Un due, un due. Respira. Un due.
Il ritmo ci coinvolge. Ci pervade. Diversi studi dimostrano come il nostro ritmo cardiaco sia influenzato dalla musica, dalla velocità di una sequenza di immagini, dalla frequenza delle parole. Stesso dicasi per il nostro respiro o per l’alternanza tensione-rilassamento della contrazione muscolare. Ci sviluppiamo in un grembo materno fatto di pulsazioni, inspirazioni, dondolii e passi. Il senso del ritmo è predominante e pare che da questo senso si sviluppi poi il linguaggio.
Un’ipotesi confermata in una ricerca citata in quest’articolo dell’Ansa (l’originale è qui)
L’evoluzione del linguaggio umano ha origine dal senso del ritmo. Lo dimostrano gli esperimenti condotti sulle scimmie, che comunicano meglio tra loro quando i messaggi sono scanditi secondo una cadenza naturale, simile a quella tipica del linguaggio degli esseri umani. La ricerca, pubblicata sulla rivista dell’Accademia delle Scienze degli Stati Uniti, Pnas, è stata coordinata da Asif Ghazanfar, dell’università di Princeton. Il comportamento osservato nelle scimmie conferma la teoria secondo cui il linguaggio umano moderno si è evoluto a partire dalle espressioni ritmiche facciali utilizzate nella comunicazione tra i primati ancestrali, più di 3 milioni di anni fa. Gli studiosi hanno osservato 11 scimmie ed il loro modo di comunicare attraverso dei movimenti ritmici del viso, come lo schioccare delle labbra con cadenza naturale.

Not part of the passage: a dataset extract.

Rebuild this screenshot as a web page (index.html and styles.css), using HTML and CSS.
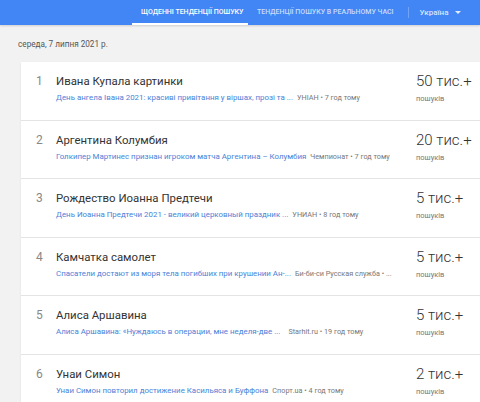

L’Abstract della ricerca si può leggere qui.
Per chi non lo sapesse: non siamo scimmie, nemmeno macachi
Andrea Moro (docente di Linguistica Generale alla IUSS di Pavia) commenta (qui) che il linguaggio umano è unico nel suo genere e ha più proprietà di quello dei macachi (es: la sintassi), quindi non si può sostenere che l’intero linguaggio abbia origine dal ritmo. Resta, comunque, la romantica idea che un ritmo fisiologico, fatto di carne e sostanza, influenzi il ritmo del linguaggio e del pensiero e come questo poi sia lo strumento attraverso il quale andiamo a conoscere il mondo, a descriverlo, a reinterpretarlo e viverlo.
Il fatto che il mondo abbia il ritmo del cuore di una mamma è una cosa da scrivere su facebook per ottenere più “mi piace” possibile.
Però un po’ è vero.
Guardate questi due gemelli come “parlano” tra loro, usando certo tutta la “prosodia”, ma come il ritmo di ciascuna battuta e dell’intera conversazione sia fondamentale. (NB: nei sottotitoli c’è qualche parolaccia, perdonateli: sono ancora piccini 🙂 )
Influenza e induzione del ritmo
Un ipnoterapeuta sa dosare il ritmo del suo parlare e del suo muoversi per suggestionare il proprio paziente, così come fa il cantante sul palco a favore del proprio pubblico o il venditore durante una trattativa.
Il ritmo ha una funzione di connessione indiscutibile. La marcia dei soldati e i canti delle tifoserie di uno stadio sono degli esempi di come un insieme di individui si possa coordinare facilmente.
Siamo attratti dalla ripetizione e dallo scandirsi del tempo, questo ci permette di anticipare il prossimo rintocco, quasi di seguirlo. Colto il ritmo, conosciamo il procedere del tempo. Nella serenità che ci dà il conosciuto, ci muoviamo noi stessi a tempo. Anche se la musica la suonano altri, anche se il tempo lo tengono altri, è anche un po’ nostro. Lo facciamo nostro. E così procediamo in un ritmo che ci unisce al cantante e al resto della folla, al politico e al resto degli astanti.
Non sono solo canzonette. E’ sincronizzare respiro, cuore e fisiologia. E’ scandire il linguaggio con cui poi si disegna il mondo.
Si prende sempre troppo alla leggera il ritmo.
Non è importante ciò che dici, ma il tempo che tieni.
Come dice qualcuno: buona danza.
Spunti
Andrea Moro è stato allievo di Chomsky, non credo che condivida il semplicismo o la linea di alcune affermazioni che trovate qui, ma leggendolo e vedendolo mi son fatto l’arbitraria idea che ne comprenderà il contesto. “Parlo dunque sono” è il suo nuovo libro (questa pubblicità è fatta nel caso in cui s’offendesse d’essersi trovato qui 🙂 ).